I came to Cape Town in March, not exactly sure what to expect, but feeling “ready” for whatever experiences I would encounter…I just knew first and foremost that I wanted to learn—in whatever way I could, in however way possible, from whoever would be willing to share…
The first place I expected to learn of course, was the classroom, but not to the
degree that took place. Never had my classes before been so thought-provoking and challenging. Not necessarily because the material was too difficult to comprehend, but because the readings and discussions made me deeply reflect and ask critical questions about my intentions, passions, and existing beliefs. Questions such as what is development and progress, and why do those of us who are from “developed” countries get to define and standardize what development is filled my mind. Unsure as I was about how to answer them, I was grateful for the chance to challenge myself in a way that would reveal things about my so-called “good” intentions. I would learn lessons that would seriously alter my perspectives on service.
A second place I acquired an incredible amount of insight was at my service-learning placement, Grandmothers Against Poverty and AIDS (GAPA), an NGO based in the township of Khayelitsha. Over the next three months, I would work in GAPA’s somewhat chaotic environment, working closely with black South African grandmothers who, due to the high unemployment and the prevalence of HIV/AIDS, would become the main caregivers and oftentimes the sole economic providers of their family households. GAPA provides its almost-300 members social support, educational assistance, workshops, and income-generation.

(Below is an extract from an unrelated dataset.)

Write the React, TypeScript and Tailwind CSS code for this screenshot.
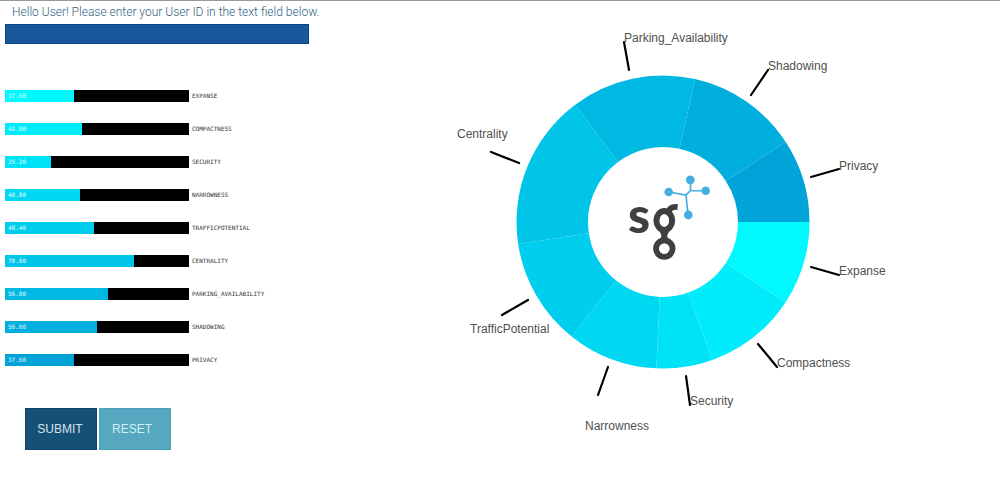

When first told that I would be placed at GAPA, I immediately “googled” the organization, and in the first sentence, I read that it was founded by a group of “feisty grandmothers,” and “feisty” they were. I would witness the grandmothers’ strength and perseverance and hear their joy and hope in their cries, laughter, dancing, and constant singing. At times, my eyes would water when they would share their personal stories of hardship and how GAPA had become a positive life force in their daily lives.
Every day at work, I felt there was something to be learned, whether it be about the women, the Xhosa culture, the challenges of confronting HIV/AIDS in Southern Africa, etc. I was continually inspired, and wanted to aspire to carry the faith and attitude of the GAPA grandmothers and dedicated staff.
Beyond the classes and service-learning, I could write even more about the other Cape Town experiences that added to my learning of South Africa and my
personal growth—from conversations with people I randomly met (many with some crazy stories!) to spontaneous dance parties to unexpected traveling adventures to weekend trips…Not to mention that I formed valuable relationships with the locals and my fellow peers in the program. Moreover, South Africa is an absolutely amazing country, full of diversity, vibrancy, natural beauty, and rich history; and I encourage anyone who spends time there to take complete advantage of the limitless opportunities. My time abroad far exceeded anything I could have imagined, and by the end of my stay, Cape Town became a “home” to me in many ways (partly evidenced by my pride in Bafana Bafana—South African’s national soccer team—during the World Cup.)
So rather than “What I did in Cape Town,” here is the conclusion to what Cape Town did for me, in an indescribable way: it crystallized, more clearly refined, my passions. I am inching closer to understanding what I am meant to do...And let's just say, I would not be surprised at all if, in the future, I find myself dancing with some feisty grandmothers again.